A year later, Rajan as well as the Parliamentary Standing Committee on Finance had called for the list of major wilful defaulters to be made public as a measure of public accountability. The parliamentary committee had said that the disclosure would allow banks to withstand pressure and interference in dealing with promoters of defaulting entities for recoveries or granting more loans.
However, the Prime Minister’s Office, the finance ministry and later the central bank itself, following the end of Rajan’s tenure, had reportedly blocked attempts made using the Right to Information to make the list of top defaulters public. This was despite orders from the Central Information Commissioner for the list to be placed in the public domain.
Eventually, following pressure with businesspersons Mehul Choksi and Nirav Modi – both subsequently declared fugitive economic offenders – fleeing India in 2018, the Centre asked banks to name and shame wilful defaulters.
Over the next two years, following a “final warning” by the Supreme Court, the Reserve Bank publicly disclosed the names of the top 100 entities or firms that had wilfully defaulted on their loans. However, it has not specifically named the promoters so far.
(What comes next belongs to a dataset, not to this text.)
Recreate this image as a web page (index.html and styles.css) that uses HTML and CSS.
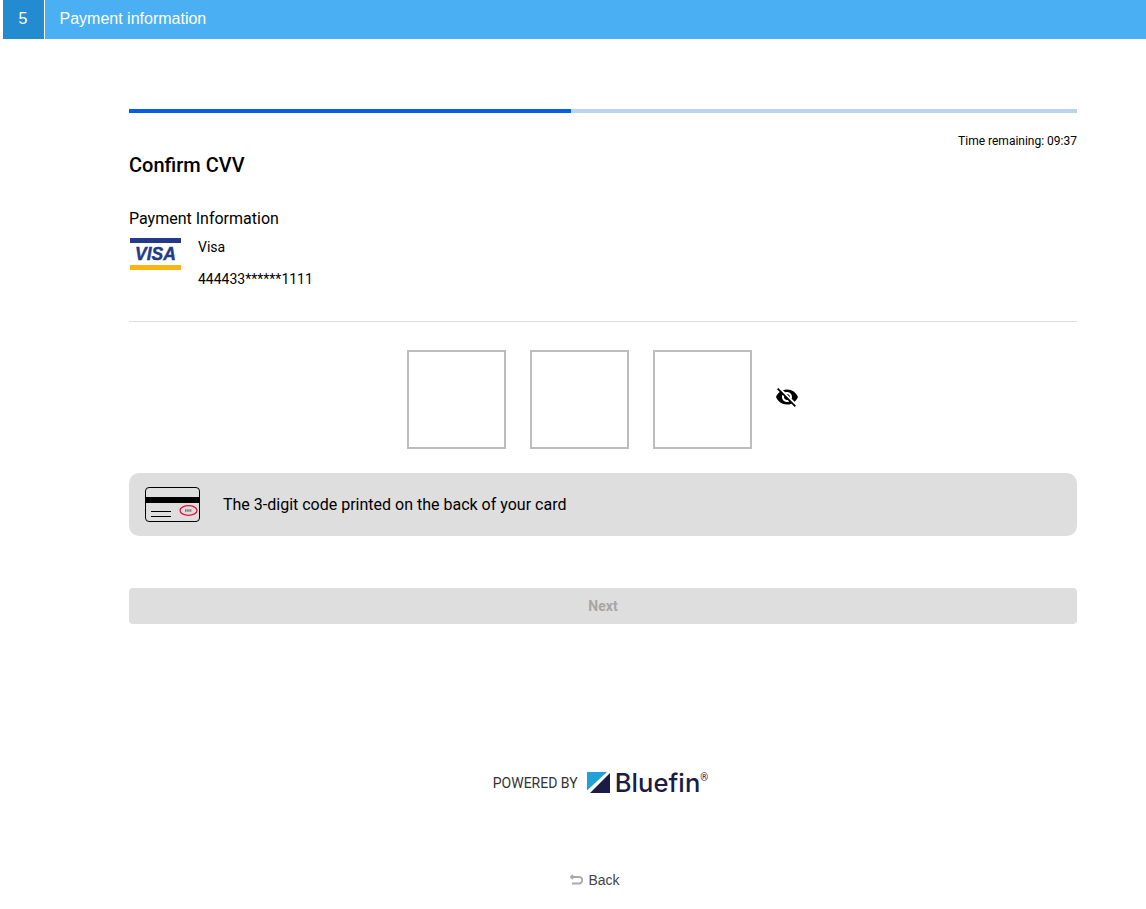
FILE: index.html
```html
<!DOCTYPE html>
<html lang="en">
<head>
<meta charset="utf-8">
<title>Payment information</title>
<link rel="stylesheet" href="styles.css">
</head>
<body>
<header class="step-header">
  <div class="step-number">5</div>
  <div class="step-title">Payment information</div>
</header>
<main class="content">
  <div class="progress"><div class="progress-fill"></div></div>
  <div class="timer">Time remaining: 09:37</div>
  <h1 class="title">Confirm CVV</h1>
  <h2 class="subtitle">Payment Information</h2>
  <div class="card-info">
    <div class="visa">
      <span class="visa-top"></span>
      <span class="visa-text">VISA</span>
      <span class="visa-bottom"></span>
    </div>
    <div class="card-lines">
      <div class="card-brand">Visa</div>
      <div class="card-number">444433******1111</div>
    </div>
  </div>
  <hr class="divider">
  <div class="cvv-row">
    <div class="cvv-box"></div>
    <div class="cvv-box"></div>
    <div class="cvv-box"></div>
    <svg class="eye" viewBox="0 0 24 24" width="24" height="24" aria-hidden="true"><path d="M12 7c2.76 0 5 2.24 5 5 0 .65-.13 1.26-.36 1.83l2.92 2.92c1.51-1.26 2.7-2.89 3.43-4.75-1.73-4.39-6-7.5-11-7.5-1.4 0-2.74.25-3.98.7l2.16 2.16C10.74 7.13 11.35 7 12 7zM2 4.27l2.28 2.28.46.46C3.08 8.3 1.78 10.02 1 12c1.73 4.39 6 7.5 11 7.5 1.55 0 3.03-.3 4.38-.84l.42.42L19.73 22 21 20.73 3.27 3 2 4.27zM7.53 9.8l1.55 1.55c-.05.21-.08.43-.08.65 0 1.66 1.34 3 3 3 .22 0 .44-.03.65-.08l1.55 1.55c-.67.33-1.41.53-2.2.53-2.76 0-5-2.24-5-5 0-.79.2-1.53.53-2.2zm4.31-.78l3.15 3.15.02-.16c0-1.66-1.34-3-3-3l-.17.01z"/></svg>
  </div>
  <div class="hint">
    <svg class="card-icon" viewBox="0 0 55 35" width="55" height="35" aria-hidden="true">
      <rect x=".5" y=".5" width="54" height="34" rx="3.500" fill="none" stroke="#000" stroke-width="1"/>
      <rect x="0" y="10" width="55" height="6" fill="#000"/>
      <path d="M6 24.500h20M6 29.500h20" stroke="#000" stroke-width="1" fill="none"/>
      <ellipse cx="43.500" cy="23.500" rx="8.500" ry="4.800" fill="#ddd" stroke="#ee1144" stroke-width="1.300"/>
      <path d="M40 23.500h7" stroke="#777" stroke-width="2.500" stroke-dasharray="1.500 .7"/>
    </svg>
    <span>The 3-digit code printed on the back of your card</span>
  </div>
  <button class="next" disabled>Next</button>
  <div class="powered">
    <span class="powered-label">POWERED BY</span>
    <svg class="bf-mark" viewBox="0 0 23 21" width="23" height="21" aria-hidden="true">
      <path d="M0 0h20L0 18.500z" fill="#22a0d8"/>
      <path d="M23 1v20H3z" fill="#1a1b47"/>
    </svg>
    <span class="bf-name">Bluefin</span><span class="bf-reg">®</span>
  </div>
  <a class="back" href="#">
    <svg viewBox="0 0 14 12" width="14" height="12" aria-hidden="true"><path d="M4 1 2 3l2 2M2 3h8a2.500 2.500 0 0 1 0 6.500H3" fill="none" stroke="#aaa" stroke-width="1.800"/></svg>
    <span>Back</span>
  </a>
</main>
</body>
</html>
```
FILE: styles.css
```css
* { box-sizing: border-box; }
html, body { margin: 0; padding: 0; background: #fff; }
body { font-family: Roboto, "Liberation Sans", sans-serif; color: #000; height: 909px; overflow: hidden; }

.step-header { display: flex; height: 39px; margin-left: 3px; background: #4ab0f3; font-family: "Liberation Sans", Arial, sans-serif; color: #fff; }
.step-number { width: 41px; padding-right: 1px; background: #238bd0; box-shadow: 1px 0 0 #fff; text-align: center; font-size: 16px; line-height: 37px; }
.step-title { flex: 1; margin-left: 1px; padding-left: 14.5px; font-size: 16px; line-height: 37px; }

.content { margin: 70px 69px 0 129px; }
.progress { height: 4px; background: #b8d4f0; }
.progress-fill { width: 442.4px; height: 100%; background: #005fe6; }
.timer { margin-top: 21px; text-align: right; font-size: 12px; line-height: 14px; }
.title { margin: 5px 0 0; font-size: 20px; font-weight: 500; line-height: 24px; }
.subtitle { margin: 32px 0 0; font-size: 16px; font-weight: 400; line-height: 19px; }

.card-info { display: flex; margin-top: 10px; gap: 17px; }
.visa { width: 51px; height: 32px; margin-left: 1px; display: flex; flex-direction: column; align-items: center; justify-content: space-between; }
.visa-top { align-self: stretch; height: 4.500px; background: #233a87; }
.visa-bottom { align-self: stretch; height: 5px; background: #fdb515; }
.visa-text { font-family: "Liberation Sans", Arial, sans-serif; font-style: italic; font-weight: 700; font-size: 17.5px; line-height: 16px; color: #233a87; -webkit-text-stroke: .4px #233a87; }
.card-lines { font-size: 14px; line-height: 16px; }
.card-brand { margin-top: 1px; }
.card-number { margin-top: 16px; }

.divider { margin: 34px 0 0; border: 0; height: 1px; background: #dedede; }

.cvv-row { display: flex; align-items: center; margin-top: 28px; padding-left: 278px; }
.cvv-box { width: 99px; height: 99px; border: 2px solid #bdbdbd; margin-right: 24px; }
.eye { margin-left: -1px; margin-top: -5px; display: block; }

.hint { display: flex; align-items: center; gap: 23px; height: 63px; margin-top: 24px; padding-left: 16px; background: #dedede; border-radius: 10px; font-size: 16px; }
.card-icon { display: block; }

.next { display: block; width: 100%; height: 36px; margin-top: 52px; border: 0; border-radius: 4px; background: #dedede; color: #a6a6a6; font: 700 14px Roboto, sans-serif; }

.powered { display: flex; align-items: center; justify-content: center; margin-top: 147px; height: 24px; padding-right: 5px; }
.powered-label { font-size: 14px; color: #333; margin-right: 9px; }
.bf-mark { display: block; margin-top: -1px; }
.bf-name { font-family: Inter, sans-serif; font-weight: 500; font-size: 25.5px; line-height: 24px; color: #1a1b47; margin-left: 5px; letter-spacing: .1px; }
.bf-reg { font-size: 10px; line-height: 12px; color: #1a1b47; align-self: flex-start; margin-top: 1px; }

.back { display: flex; align-items: center; justify-content: center; gap: 5px; margin-top: 77px; font: 14px/16px "Liberation Sans", Arial, sans-serif; color: #444; text-decoration: none; padding-right: 17px; }
```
Some of the revealed names were part of the list Rajan had sent to the Centre in 2015.
The Opposition has alleged that the new framework has been introduced to rehabilitate major wilful defaulters.
On June 14, the Congress re-plugged the “suit-boot-loot-jhoot sarkar” jibe it had used during Modi’s first term to claim that he has “eagerly bent or changed rules to help his friends in a few large business groups”.
“The Modi government has now provided fraudsters and wilful defaulters such as Nirav Modi, Mehul Choksi and Vijay Mallya a path to rehabilitation,” Congress leader Jairam Ramesh alleged. “While wealthy financiers of the BJP are given every undeserved convenience, honest Indians struggle to pay their loans.”
Companies linked to Choksi, Nirav Modi and Mallya were on the list of India’s top 50 wilful defaulters the Centre tabled before Parliament in December. Mallya is the former owner of the defunct Kingfisher Airlines.
The Modi government has for long been criticised by the Opposition over Nirav Modi, Choksi and Mallya fleeing the country, and their extradition to India not having been secured so far.
The Congress had also alleged in 2020, citing the Reserve Bank’s response to a Right to Information query, that some of Nirav Modi, Choksi and Mallya’s bad loans had been written-off by the banks. The party has been arguing that this write-off route should not be available to or applied for the three fugitives. In response, the Centre has said that the banks will continue to pursue recovery in these cases, as the dues have not been waived.